代表者:安 長江( 個人)韓日教育文化協議會 會長

<活動地域(活動年数)>
韓国全域、日本全域(40 年以上)

<活動内容>
一教師からスタートして、40年以上の長期に亘り、日韓の教育交流に携わり、私塾同士の交流や学校間の姉妹校提携をを仲介する他、韓日児童の美術展示会や、伝統文化の紹介など多彩な活動を継続。

<選考委員会・推薦者等の評価>
教育現場で一貫して青少年交流に携わり交流会を組織して直接・間接に広く活動し、日本と韓国の教育分野における共通認識と相互理解の確立に大きく貢献した。その活動の多彩さは特筆に価する。

<受賞者のひと言>
今日の栄光は生涯忘れられない感動です。日本の教育指導者に、恩返しとして差し上げたい。政府が出来ないことは、民間の手で両国の架け橋となって教育文化から始めるのが大事。

■日韓親善中学生レスリング大会(スポーツ)

代表者:全国中学生レスリング連盟(沼尻 久 会長)

<活動地域(活動年数)>
茨城県/ 韓国・釜山、大田(27 年)

<活動内容>
ジュニア層の育成を目指して中学生によるレスリング組織を設立し、韓国に1週間遠征して、合宿での共同練習とレスリング大会を通して中学生同士の交流と国際親善を図る。結果として両国の選手育成に大きく貢献。

<選考委員会・推薦者等の評価>
中学生としては珍しいレスリング交流で、四半世紀を超えて継続している。
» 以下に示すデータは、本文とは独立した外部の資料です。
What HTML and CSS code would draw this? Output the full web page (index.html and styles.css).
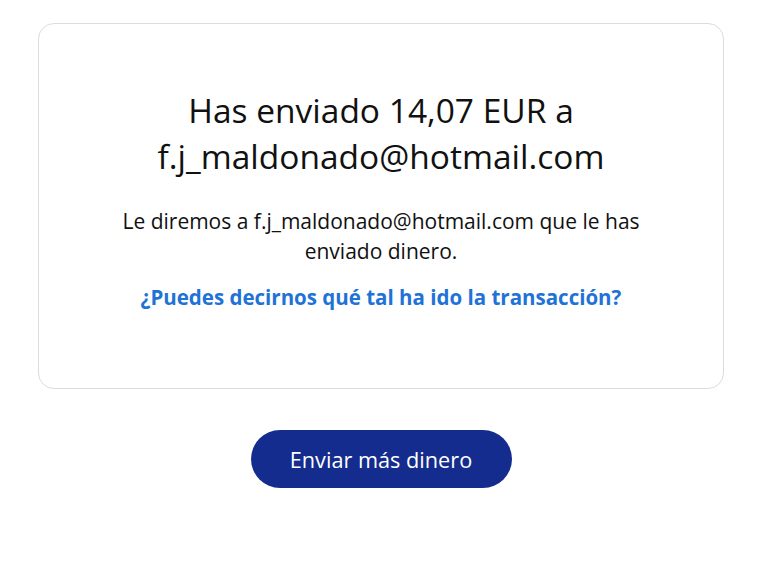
FILE: index.html
```html
<!DOCTYPE html>
<html lang="es">
<head>
    <meta charset="UTF-8">
    <meta name="viewport" content="width=device-width, initial-scale=1.0">
    <title>Dinero enviado</title>
    <link rel="stylesheet" href="styles.css">
</head>
<body>
    <div class="page">
        <div class="card">
            <h1 class="title">Has enviado 14,07 EUR a<br>f.j_maldonado@hotmail.com</h1>
            <p class="note">Le diremos a f.j_maldonado@hotmail.com que le has enviado dinero.</p>
            <a class="feedback" href="#">¿Puedes decirnos qué tal ha ido la transacción?</a>
        </div>

        <div class="actions">
            <button type="button" class="send-more">Enviar más dinero</button>
        </div>
    </div>
</body>
</html>
```

FILE: styles.css
```css
body {
    margin: 0;
    background: #fff;
    font-family: "Open Sans", "Noto Sans", sans-serif;
    color: #111;
}
.page {
    width: 686px;
    margin-left: 38px;
    padding-top: 23px;
}
.card {
    border: 1px solid #dcdcdc;
    border-radius: 16px;
    height: 366px;
    box-sizing: border-box;
    padding: 63px 30px 0;
    display: flex;
    flex-direction: column;
    align-items: center;
    text-align: center;
}
.title {
    margin: 0;
    font-size: 33.5px;
    font-weight: 400;
    line-height: 46px;
}
.note {
    margin: 27px 0 0;
    width: 560px;
    font-size: 21px;
    line-height: 30px;
}
.feedback {
    margin-top: 17px;
    color: #1f72d6;
    font-size: 20.5px;
    font-weight: 700;
    text-decoration: none;
}
.actions {
    display: flex;
    justify-content: center;
    padding-top: 41px;
}
.send-more {
    width: 261px;
    height: 58px;
    border: none;
    border-radius: 29px;
    background-color: #142c8e;
    color: #fff;
    font-family: inherit;
    font-size: 21.7px;
    font-weight: 500;
    cursor: pointer;
}
```
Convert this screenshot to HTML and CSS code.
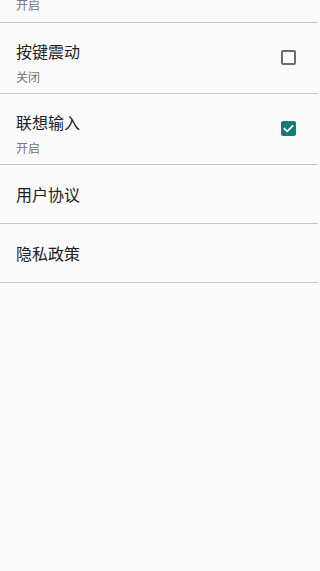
FILE: index.html
```html
<!DOCTYPE html>
<html lang="zh">
<head>
<meta charset="utf-8">
<link rel="stylesheet" href="styles.css">
</head>
<body>
<div class="list">
  <div class="item partial">
    <div class="sub">开启</div>
  </div>
  <div class="item">
    <div class="text">
      <div class="title">按键震动</div>
      <div class="sub">关闭</div>
    </div>
    <span class="check"></span>
  </div>
  <div class="item">
    <div class="text">
      <div class="title">联想输入</div>
      <div class="sub">开启</div>
    </div>
    <span class="check checked">
      <svg viewBox="0 0 16 16" width="15" height="15"><path d="M3.6 8.2 L6.6 11 L12.4 5.2" fill="none" stroke="#fff" stroke-width="1.8" stroke-linecap="square"/></svg>
    </span>
  </div>
  <div class="item single">
    <div class="title">用户协议</div>
  </div>
  <div class="item single">
    <div class="title">隐私政策</div>
  </div>
</div>
</body>
</html>
```
FILE: styles.css
```css
html, body {
  margin: 0;
  padding: 0;
  background: #fafafa;
}
body {
  font-family: "Noto Sans CJK SC", "Noto Sans", sans-serif;
  width: 318px;
  height: 571px;
  overflow: hidden;
}
.list {
  display: flex;
  flex-direction: column;
}
.item {
  display: flex;
  align-items: center;
  justify-content: space-between;
  padding: 16px 22px 7px 16px;
  border-bottom: 1px solid #c6c6c6;
}
.item.partial {
  padding-top: 0;
  padding-bottom: 8px;
  margin-top: -4px;
  height: 18px;
}
.item.single {
  padding-top: 17px;
  padding-bottom: 17px;
}
.title {
  font-size: 16px;
  line-height: 24px;
  color: #212121;
}
.text .title {
  margin-bottom: 5px;
}
.sub {
  font-size: 12px;
  line-height: 18px;
  color: #757575;
}
.check {
  box-sizing: border-box;
  width: 15px;
  height: 15px;
  border: 2px solid #6b6b6b;
  border-radius: 2px;
  display: flex;
  align-items: center;
  justify-content: center;
  margin-top: -10px;
}
.check.checked {
  background: #147d70;
  border-color: #147d70;
}
.check svg {
  display: block;
  flex: none;
}
```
早い時期に海外遠征を経験させることによって、国際的な視野を持つ青少年の健全育成と、国際交流に貢献している。

<受賞者のひと言>
韓国とはもう47年交流している。釜山へは九州から船で行ったこともある。オリンピック競技にもレスリングの復活が決まり、スポーツを通じて日韓の友情を育みたい。

■生徒ホームスティ事業(教育・文化)

代表者:鹿児島県指宿市立指宿商業高等学校(増利 裕之 校長)

<活動地域(活動年数)>
鹿児島県指宿市/ 韓国仁川市(24 年)

<活動内容>
指宿商業高校と韓国の永化観光経営高校とのホームステイによる相互交流で、長く続いた韓国への修学旅行に加えて、7泊8日のホームステイを実施している。指宿では「おもてなし精神」を発揮した活動が定着。

<選考委員会・推薦者等の評価>
韓国語授業・修学旅行・ホームステイが一体化して、地域に密着した交流となっている。相手校も観光の専門学校で日本語授業があり、お互いの立地と専門学校の特性を生かした交流を継続。

<受賞者のひと言>
商業科専門の中規模高校だが、修学旅行を通じて交流を深めてきた。お互いの深い絆はホームステイとして定着し、韓国からも毎年やってくる。教育・文化を通じてコミュニケーション能力を高めたい。